JULIUS CHARLES HARE, born 1796, graduated at Cambridge, 1819, became Rector of Hurstmonceaux, 1832, Archdeacon of Lewes, 1840, Canon of Chichester, 1851, Chaplain to the Queen, 1853, died 1855. Sermons Preached before the University of Cambridge, 1839; The Victory of Faith, and other Sermons, Camb., 1840, 8vo; Sermons Preached at Hurstmonceaux Church, vol. i., 1841, 8vo, vol. ii., 1849, 8vo; The Mission of the Comforter, and other Sermons, with Notes, 1846, 2 vols. 8vo; The Essays and Tales of John Sterling, with a Memoir of his Life, 1848, 2 vols. 12mo. He also published single Sermons, Charges, Letters, etc., was joint author with his brother, the Rev. Augustus William Hare, of Guesses at Truth, by Two Brothers, Lond., 1827, 2 vols. 12mo, 2d edit., 1838, 12mo, 3d edit., 1840, 12mo, Series Second, 2d edit., 1848, 12mo, new edit., 1855, 12mo, and was co-translator with Bishop Thirlwall of vols. i. and ii., 8vo, Lond., 1828-32, of Niebuhr's History of Rome, new edit., 1855. See Lond. Gent. Mag., 1855, i. 424 (Obituary).

THE CHILDREN OF LIGHT.

Walk as children of light. This is the simple and beautiful substance of your Christian duty. This is your bright privilege, which, if you use it according to the grace whereby you have received it, will be a prelude and foretaste of the bliss and glory of heaven. It is to light that all nations and languages have had recourse whenever they wanted a symbol for anything excellent in glory; and if we were to search through the whole of inanimate nature for an emblem of pure unadulterated happiness, where could we find such an emblem except in light? traversing the illimitable regions of space with a speed surpassing that of thought, incapable of injury or stain, and whithersoever it goes, showering beauty and gladness. In order, however, that we may in due time inherit the whole fulness of this radiant beatitude, we must begin by training and fitting ourselves for it. Nothing good bursts forth all at once. The lightning may dart out of a black cloud; but the day sends his bright heralds before him, to prepare the world for his coming. So should we endeavour to render our lives here on earth as it were the dawn of heaven's eternal day: we should endeavour to walk as children of light. Our thoughts and feelings should all be akin to light, and have something of the nature of light in them: and our actions should be like the action of light itself, and like the actions of all those powers and of all those beings which pertain to light, and

may be said to form the family of light; while we should carefully abstain and shrink from all such works as pertain to darkness, and are wrought by those who may be called the brood of darkness.

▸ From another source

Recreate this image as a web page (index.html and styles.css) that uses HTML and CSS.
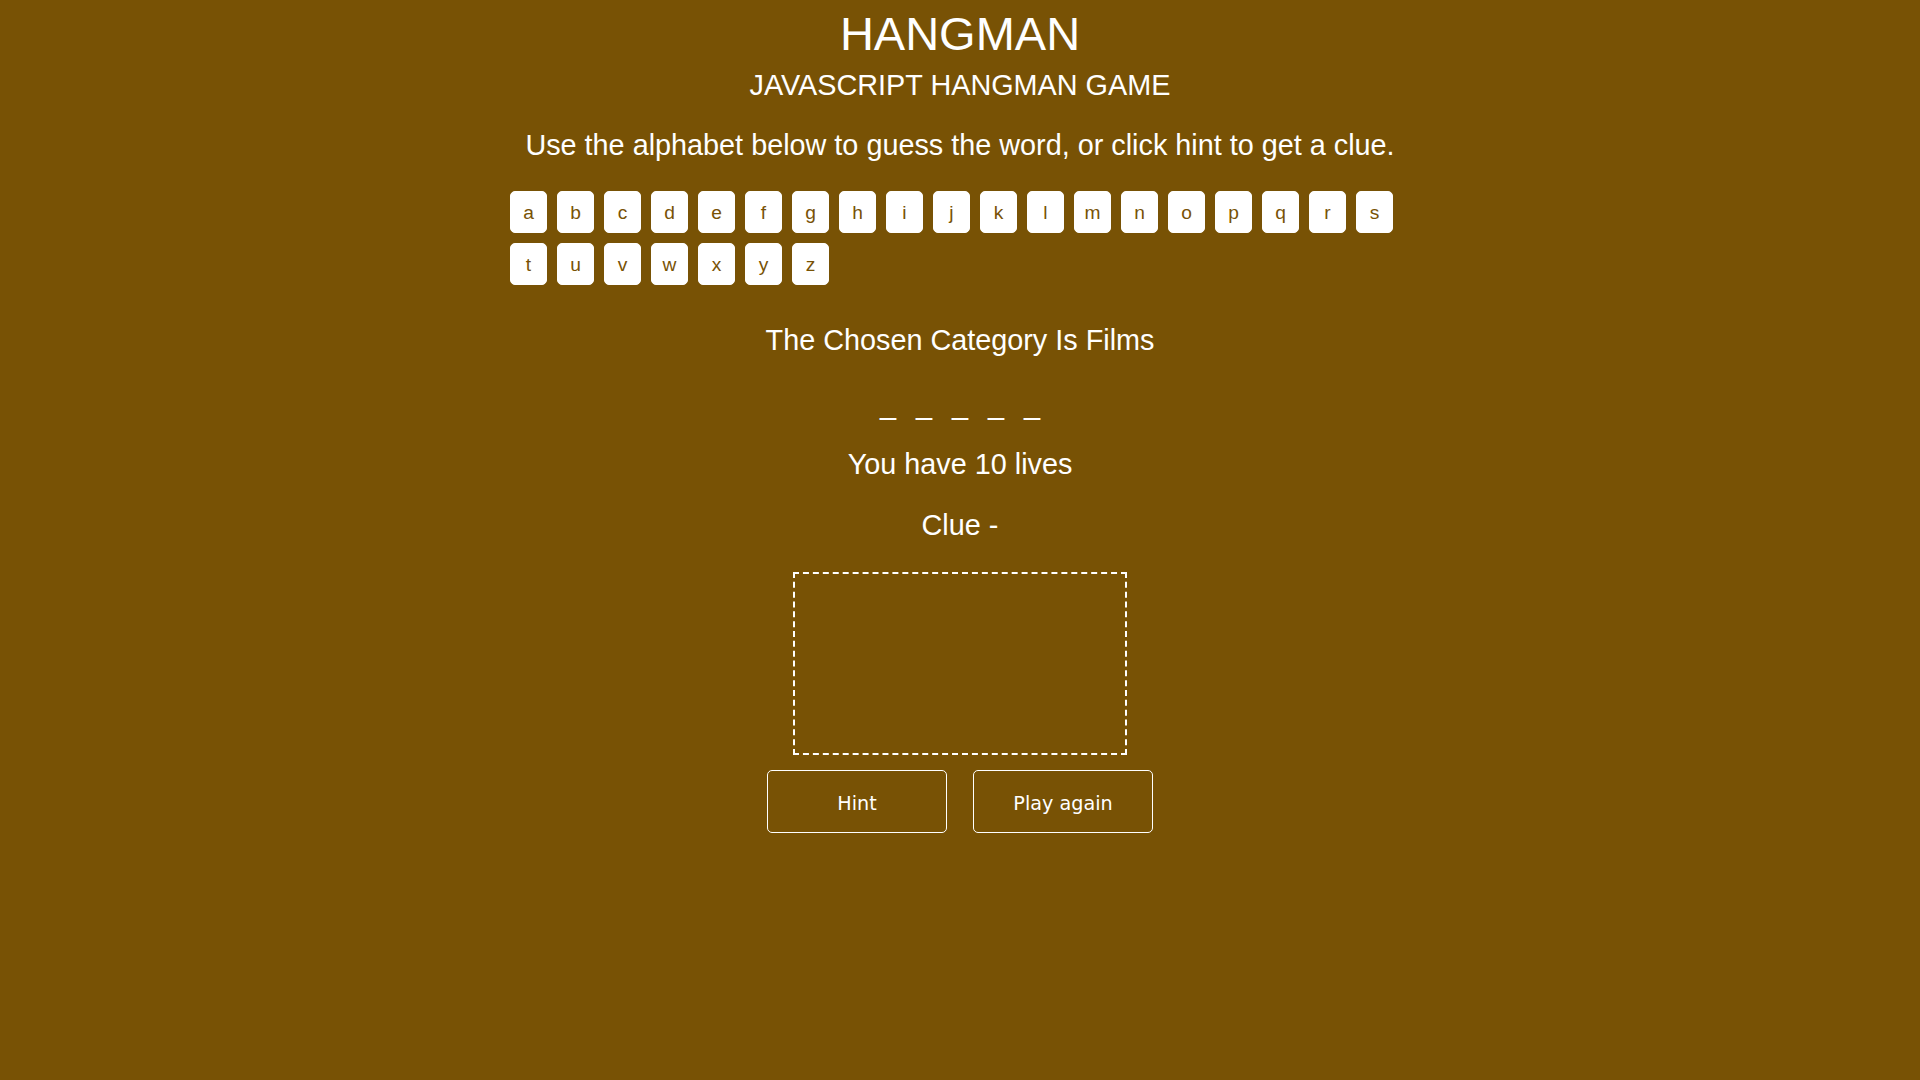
FILE: index.html
```html
<!DOCTYPE html>
<html lang="en">
<head>
<meta charset="utf-8">
<title>Hangman</title>
<link rel="stylesheet" href="styles.css">
</head>
<body>
  <div class="wrapper">
    <h1 class="title">HANGMAN</h1>
    <h2 class="subtitle">JAVASCRIPT HANGMAN GAME</h2>
    <p class="intro">Use the alphabet below to guess the word, or click hint to get a clue.</p>
    <ul class="alphabet">
      <li>a</li><li>b</li><li>c</li><li>d</li><li>e</li><li>f</li><li>g</li><li>h</li><li>i</li><li>j</li><li>k</li><li>l</li><li>m</li><li>n</li><li>o</li><li>p</li><li>q</li><li>r</li><li>s</li><li>t</li><li>u</li><li>v</li><li>w</li><li>x</li><li>y</li><li>z</li>
    </ul>
    <p class="category">The Chosen Category Is Films</p>
    <ul class="word">
      <li>_</li><li>_</li><li>_</li><li>_</li><li>_</li>
    </ul>
    <p class="lives">You have 10 lives</p>
    <p class="clue">Clue -</p>
    <canvas class="stickman" width="330" height="179"></canvas>
    <div class="actions">
      <button class="btn" type="button">Hint</button>
      <button class="btn" type="button">Play again</button>
    </div>
  </div>
</body>
</html>
```
FILE: styles.css
```css
html, body {
  background: #785205;
}
body {
  margin: 8px;
  color: #ffffff;
  font-family: "Liberation Sans", Arial, Helvetica, sans-serif;
  text-align: center;
}
.title {
  margin: 0;
  font-size: 47px;
  line-height: 52px;
  font-weight: normal;
}
.subtitle {
  margin: 8px 0 0;
  font-size: 28.8px;
  line-height: 34px;
  font-weight: normal;
}
.intro,
.category,
.lives,
.clue {
  margin: 0;
  font-size: 28.8px;
  line-height: 34px;
}
.intro { margin-top: 26px; }
.alphabet {
  list-style: none;
  padding: 0;
  margin: 29px auto 0;
  width: 900px;
  display: flex;
  flex-wrap: wrap;
  gap: 10px;
}
.alphabet li {
  box-sizing: content-box;
  width: 35px;
  height: 30px;
  padding-top: 10px;
  border: 1px solid #ffffff;
  border-radius: 5px;
  background: #ffffff;
  color: #785205;
  font-size: 19.2px;
  line-height: 22px;
  text-align: center;
}
.category { margin-top: 38px; }
.word {
  list-style: none;
  padding: 0;
  margin: 30px 0 0;
  display: flex;
  justify-content: center;
}
.word li {
  padding: 0 10px;
  font-size: 28.8px;
  line-height: 34px;
}
.lives { margin-top: 26px; }
.clue { margin-top: 27px; }
.stickman {
  display: block;
  margin: 30px auto 0;
  border: 2px dashed #ffffff;
  width: 330px;
  height: 179px;
}
.actions {
  margin-top: 15px;
  display: flex;
  justify-content: center;
  gap: 26px;
}
.btn {
  box-sizing: border-box;
  width: 180px;
  height: 63px;
  padding: 3px 0 0;
  border: 1px solid #ffffff;
  border-radius: 5px;
  background: transparent;
  color: #ffffff;
  font-family: "DejaVu Sans", Verdana, sans-serif;
  font-size: 19.2px;
}
```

Thus the children of light will walk as having the light of knowledge, steadfastly, firmly, right onward to the end that is set before them. When men are walking in the dark, through an unknown and roadless country, they walk insecurely, doubtfully, timidly. For they cannot see where they are treading: they are fearful of stumbling against a stone, or falling into a pit; they cannot even keep on for many steps certain of the course they are taking. But by day we perceive what is under us and about us, we have the end of our journey, or at least the quarter where it lies, full in view, and we are able to make for it by the safest and speediest way. The very same advantage have those who are light in the Lord, the children of spiritual light, over the children of spiritual darkness. They know whither they are going: to heaven. They know how they are to get there: by Ilim who has declared Himself to be the Way; by keeping His words, by walking in His paths, by trusting in His atonement. If you then are children of light, if you know all this, walk according to your knowledge, without stumbling or slipping, without swerving or straying, without loitering or dallying by the way, onward and ever onward beneath the light of the Sun of Righteousness, on the road which leads to heaven.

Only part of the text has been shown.